* DATA
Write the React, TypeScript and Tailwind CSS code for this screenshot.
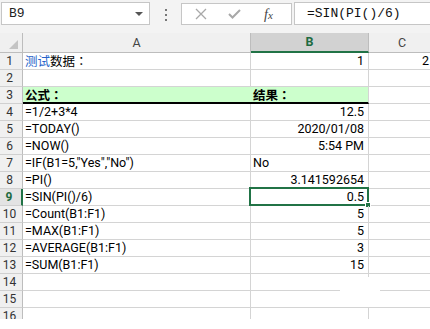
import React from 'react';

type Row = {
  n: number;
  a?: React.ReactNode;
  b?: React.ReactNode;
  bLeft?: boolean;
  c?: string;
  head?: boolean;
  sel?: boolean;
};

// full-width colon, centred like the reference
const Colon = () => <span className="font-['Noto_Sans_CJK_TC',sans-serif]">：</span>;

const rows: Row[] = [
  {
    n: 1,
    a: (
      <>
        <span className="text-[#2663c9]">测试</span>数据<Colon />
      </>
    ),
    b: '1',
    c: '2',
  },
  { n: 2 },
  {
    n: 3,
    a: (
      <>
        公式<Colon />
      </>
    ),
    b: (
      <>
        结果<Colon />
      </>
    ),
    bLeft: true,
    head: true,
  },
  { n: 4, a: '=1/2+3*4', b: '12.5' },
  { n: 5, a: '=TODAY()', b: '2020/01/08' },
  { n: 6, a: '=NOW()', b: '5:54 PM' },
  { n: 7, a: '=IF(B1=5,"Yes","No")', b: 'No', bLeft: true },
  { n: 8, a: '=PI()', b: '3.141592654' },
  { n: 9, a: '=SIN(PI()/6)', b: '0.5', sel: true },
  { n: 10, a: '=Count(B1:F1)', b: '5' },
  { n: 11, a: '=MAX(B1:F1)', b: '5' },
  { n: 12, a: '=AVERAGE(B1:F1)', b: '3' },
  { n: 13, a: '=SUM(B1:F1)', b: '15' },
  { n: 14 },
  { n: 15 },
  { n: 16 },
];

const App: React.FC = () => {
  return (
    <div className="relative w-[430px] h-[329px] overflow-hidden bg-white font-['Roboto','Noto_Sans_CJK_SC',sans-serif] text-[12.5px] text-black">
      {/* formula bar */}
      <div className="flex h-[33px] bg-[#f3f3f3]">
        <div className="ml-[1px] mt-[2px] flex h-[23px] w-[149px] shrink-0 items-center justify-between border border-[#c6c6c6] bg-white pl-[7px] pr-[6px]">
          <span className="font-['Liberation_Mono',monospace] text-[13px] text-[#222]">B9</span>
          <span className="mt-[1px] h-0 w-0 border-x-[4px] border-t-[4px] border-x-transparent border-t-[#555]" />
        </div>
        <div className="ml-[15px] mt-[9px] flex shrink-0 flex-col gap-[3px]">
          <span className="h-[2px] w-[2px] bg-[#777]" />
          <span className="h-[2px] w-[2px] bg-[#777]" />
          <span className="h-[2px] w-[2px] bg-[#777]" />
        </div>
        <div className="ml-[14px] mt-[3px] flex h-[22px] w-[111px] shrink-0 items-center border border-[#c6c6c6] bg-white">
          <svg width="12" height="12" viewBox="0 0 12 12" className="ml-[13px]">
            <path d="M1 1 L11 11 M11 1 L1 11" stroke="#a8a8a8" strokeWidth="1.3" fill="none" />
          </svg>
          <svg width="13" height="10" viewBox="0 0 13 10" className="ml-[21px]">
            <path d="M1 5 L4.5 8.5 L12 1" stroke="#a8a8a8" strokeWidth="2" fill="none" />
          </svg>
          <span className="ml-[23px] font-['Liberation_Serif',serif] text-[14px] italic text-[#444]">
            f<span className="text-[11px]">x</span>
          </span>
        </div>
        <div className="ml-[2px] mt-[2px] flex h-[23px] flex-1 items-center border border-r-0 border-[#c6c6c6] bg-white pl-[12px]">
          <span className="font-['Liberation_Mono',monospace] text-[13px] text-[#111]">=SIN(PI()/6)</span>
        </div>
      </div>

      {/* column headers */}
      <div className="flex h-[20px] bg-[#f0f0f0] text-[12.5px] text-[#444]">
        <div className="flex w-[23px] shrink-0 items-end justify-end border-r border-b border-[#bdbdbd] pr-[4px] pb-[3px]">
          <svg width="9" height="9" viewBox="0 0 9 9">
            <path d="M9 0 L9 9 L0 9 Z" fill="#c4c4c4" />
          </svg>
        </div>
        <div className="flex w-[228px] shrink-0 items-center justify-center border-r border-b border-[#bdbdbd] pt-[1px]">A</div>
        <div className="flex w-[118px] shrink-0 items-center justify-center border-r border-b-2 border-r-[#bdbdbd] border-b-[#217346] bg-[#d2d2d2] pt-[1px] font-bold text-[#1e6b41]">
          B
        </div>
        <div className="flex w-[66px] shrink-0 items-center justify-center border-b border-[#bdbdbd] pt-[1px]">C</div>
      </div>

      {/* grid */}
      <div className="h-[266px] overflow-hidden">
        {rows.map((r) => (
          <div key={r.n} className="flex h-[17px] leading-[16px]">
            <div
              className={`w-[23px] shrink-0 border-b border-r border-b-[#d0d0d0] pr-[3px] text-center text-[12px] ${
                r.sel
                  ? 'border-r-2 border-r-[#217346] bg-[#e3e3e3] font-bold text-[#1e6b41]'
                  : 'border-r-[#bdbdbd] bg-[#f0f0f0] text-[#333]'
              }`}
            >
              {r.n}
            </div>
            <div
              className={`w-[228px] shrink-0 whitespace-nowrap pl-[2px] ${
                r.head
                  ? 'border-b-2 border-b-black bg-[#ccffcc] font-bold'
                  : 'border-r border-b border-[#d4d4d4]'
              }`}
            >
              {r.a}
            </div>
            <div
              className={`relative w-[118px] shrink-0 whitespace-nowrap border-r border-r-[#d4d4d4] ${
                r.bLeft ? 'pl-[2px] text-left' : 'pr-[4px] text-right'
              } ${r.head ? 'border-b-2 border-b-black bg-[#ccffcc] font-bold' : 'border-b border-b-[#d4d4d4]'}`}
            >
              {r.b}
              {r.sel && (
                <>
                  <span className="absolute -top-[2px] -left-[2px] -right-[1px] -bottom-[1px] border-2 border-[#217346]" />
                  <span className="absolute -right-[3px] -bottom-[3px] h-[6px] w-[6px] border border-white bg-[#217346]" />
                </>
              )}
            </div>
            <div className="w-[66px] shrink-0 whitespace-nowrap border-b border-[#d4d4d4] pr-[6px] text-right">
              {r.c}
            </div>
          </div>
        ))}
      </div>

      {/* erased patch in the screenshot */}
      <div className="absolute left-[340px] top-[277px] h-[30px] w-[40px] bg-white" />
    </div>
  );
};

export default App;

* PROBLEM TO SOLVE
Copy nothing but the lines from the top of the data down to the line containing "const Colon = ()", and leave the pictures out.

* REPLY
Write the React, TypeScript and Tailwind CSS code for this screenshot.
import React from 'react';

type Row = {
  n: number;
  a?: React.ReactNode;
  b?: React.ReactNode;
  bLeft?: boolean;
  c?: string;
  head?: boolean;
  sel?: boolean;
};

// full-width colon, centred like the reference
const Colon = () => <span className="font-['Noto_Sans_CJK_TC',sans-serif]">：</span>;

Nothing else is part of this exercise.